The Return of the 'Death Tax'

By Mellany L. McDonald

The Federal Estate Tax is Back!
The year 2010 will go down in history as one of the most interesting for estate planning attorneys across the nation. Many estate planning professionals predicted that Congress never would have allowed the repeal of the estate tax at the end of 2009. As January 1, 2011, approached, estate planners waited with bated breath in anticipation for an act of Congress. Just before the year-end and during the lame duck session, President Obama struck an unexpected deal with key Republican leaders. The proposed bill contained generous tax incentives for businesses and individuals alike. Watching the Congressional debates on H.R. 4853, Tax Relief, Unemployment Insurance Reauthorization, and Job Creation Act of 2010,1 was like watching a playoff game where no one was a big fan of either team. There were expansive benefits, but at a high cost. It should have come as no surprise that something would be done to address the estate tax issue and the other tax issues presented by the 2010 temporary repeal, but few expected that it would be done at the very last possible moment.

Current Baseline Budget
According to the Tax Policy Center, the Obama Administration's budget depended, as part of its baseline, on the permanent extension of the e
state tax under parameters that were in effect during 2009.2 The baseline budget assumed at a minimum what the estate tax rate would be and the threshold of the exemption. If the 2001 and 2003 tax cuts had been extended without modification, the estate tax would have been maintained at its 2009 levels, meaning that estates with a net value in excess of the $3.5 million exemption would have been subject to a 45 percent tax rate.3 This assumed that Congress acted and the President acquiesced to extend Bush tax cuts in the same form as they existed prior to December 31, 2009.4 The measure considered at year end allowed a much lower estate tax and a much higher exemption. Doing nothing would have caused the estate tax rate to reset at pre-2001 levels, causing taxes to increase for everyone—an outcome that neither President Obama nor Congress wanted.

2010 Tax Regime
During 2010, because of the estate tax repeal, no estate was taxed, regardless of the size of the estate. While one might think that families of wealthy individuals who died in 2010 enjoyed the tax reprieve for decedents' estates, the estate tax repeal was accompanied by other tax policy changes that affected a decedent's estate. For example: there was no fair market value step-up in basis at the date of death for those inheriting property; capital gains were taxed at less favorable, higher rates; generation-skipping transfer tax increased; and dividends were subject to an increased tax.5 Many speculated that a retroactive tax policy, which was predicted to be in place early in 2010, was still a possibility at year end.6 This was certainly an unwieldy dilemma for estate planners in determining what instruments to employ, what transfers to make, and whether and when to dispose of property.

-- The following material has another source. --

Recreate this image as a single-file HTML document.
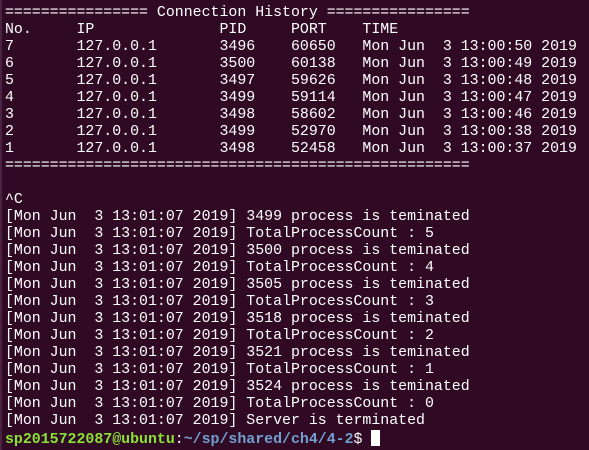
<!DOCTYPE html>
<html><head><style>
html,body{margin:0;padding:0;width:589px;height:450px;overflow:hidden;background:#300a24;}
body{border-left:2px solid #4a2340;box-sizing:border-box;}
pre{margin:0;padding:5px 0 0 3px;font-family:"Liberation Mono",monospace;font-size:14.9px;line-height:17px;color:#ffffff;white-space:pre;}
.g{color:#8ae234;font-weight:bold}
.b{color:#729fcf;font-weight:bold}
.c{background:#fff;display:inline-block;width:9px;height:16px;vertical-align:-3px}
</style></head><body><pre>================ Connection History ================
No.     IP              PID     PORT    TIME
7       127.0.0.1       3496    60650   Mon Jun  3 13:00:50 2019
6       127.0.0.1       3500    60138   Mon Jun  3 13:00:49 2019
5       127.0.0.1       3497    59626   Mon Jun  3 13:00:48 2019
4       127.0.0.1       3499    59114   Mon Jun  3 13:00:47 2019
3       127.0.0.1       3498    58602   Mon Jun  3 13:00:46 2019
2       127.0.0.1       3499    52970   Mon Jun  3 13:00:38 2019
1       127.0.0.1       3498    52458   Mon Jun  3 13:00:37 2019
====================================================

^C
[Mon Jun  3 13:01:07 2019] 3499 process is teminated
[Mon Jun  3 13:01:07 2019] TotalProcessCount : 5
[Mon Jun  3 13:01:07 2019] 3500 process is teminated
[Mon Jun  3 13:01:07 2019] TotalProcessCount : 4
[Mon Jun  3 13:01:07 2019] 3505 process is teminated
[Mon Jun  3 13:01:07 2019] TotalProcessCount : 3
[Mon Jun  3 13:01:07 2019] 3518 process is teminated
[Mon Jun  3 13:01:07 2019] TotalProcessCount : 2
[Mon Jun  3 13:01:07 2019] 3521 process is teminated
[Mon Jun  3 13:01:07 2019] TotalProcessCount : 1
[Mon Jun  3 13:01:07 2019] 3524 process is teminated
[Mon Jun  3 13:01:07 2019] TotalProcessCount : 0
[Mon Jun  3 13:01:07 2019] Server is terminated
<span class="g">sp2015722087@ubuntu</span>:<span class="b">~/sp/shared/ch4/4-2</span>$ <span class="c"></span></pre></body></html>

Other Attempts to Address the Temporary Tax Repeal
Some may think that Congress sat on their hands too long or spent too much time working on health care reform and financial services reform to address the estate tax repeal, but there were numerous attempts to rectify the lapse of the estate tax in both the House and the Senate. Many of these measures were attempted in anticipation of the repeal before the end of 2009. No measure survived the political wrangling that took place in Congress. One internet blog entitled "Future of the Federal Estate Tax"7 captures a summary of many of the attempts by Congress to resolve the tax repeal issue. There were several options, but not one could get passed in both the House and the Senate.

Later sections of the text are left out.